We can see from the nearby chart that AMZN stock rests below its fall-2018 highs. Amazon stock closed regular trading Monday around 10% off its highs at around $1,828 per share.
And for those that take a more technical approach, AMZN just dipped under its 200-day moving average after bouncing through it in late December. The stock might find support soon at its 50-day moving average. But the technicals might not matter with Amazon set to report.
Meanwhile, Amazon is currently trading at 2.7X forward 12-month sales estimates. This marks a discount against its industry’s 4X average and its own three-year median of 2.8X and 3.7X high.
Amazon’s adjusted Q4 earnings are projected to slip 34%, based on our Zacks estimates. This would mark a larger downturn than last quarter. However, its adjusted full-year earnings are projected to pop 1.8%. Then, the e-commerce firm’s 2020 EPS figure is expected to surge 28% above our current-year estimate.
On the top line, Amazon’s fourth quarter sales are projected to jump 18.8%, with FY19’s revenues set to surge roughly 20% to reach $279.11 billion. The company’s 2020 sales are then expected to climb another $52 billion, or 18.5%, above our current-year estimate to come in at a whopping $330.95 billion.
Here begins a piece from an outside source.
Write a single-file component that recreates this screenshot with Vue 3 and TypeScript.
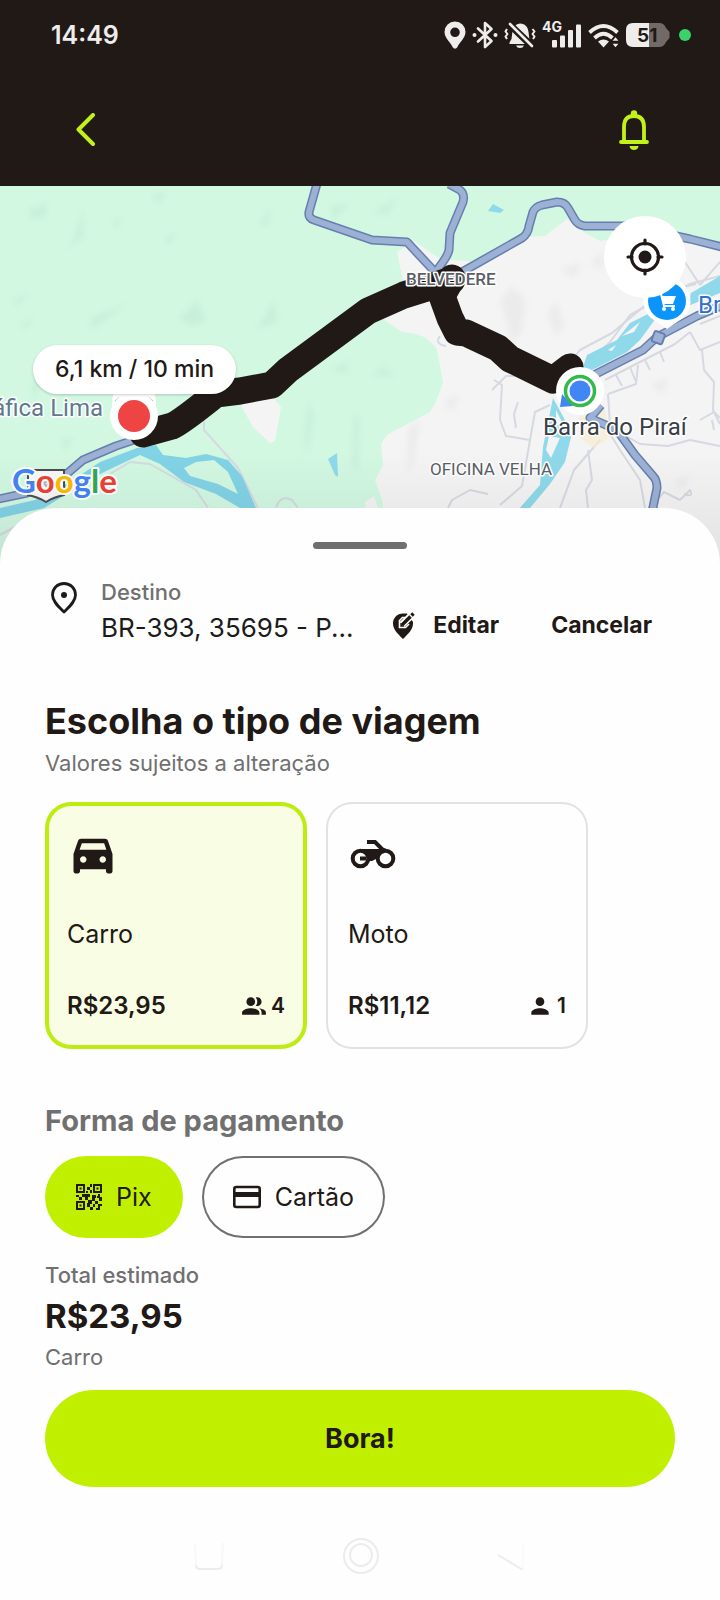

These revenue figures would mark a slowdown compared to Amazon’s sales growth from 2018 through 2016, which came in at approximately 30%. Peeking further back, our 2019 and 2020 sales estimates would roughly match 2015-2013’s revenue expansion.
Amazon is set to report its Q4 financial results after the closing bell on Thursday, January 30. AMZN is currently a Zacks Rank #3 (Hold) that holds a “D” grade for Value and an “F” for Momentum in our Style Scores system.
Investors likely want to take a wait-and-see approach, given the current market conditions and the fact that Amazon has underperformed the market for months.
However, it does seem hard to imagine that Amazon stock will stay down for that much longer. And its upcoming earnings report could be a catalyst, which means investors need to pay close attention to guidance and how Wall Street reacts in the days following the release.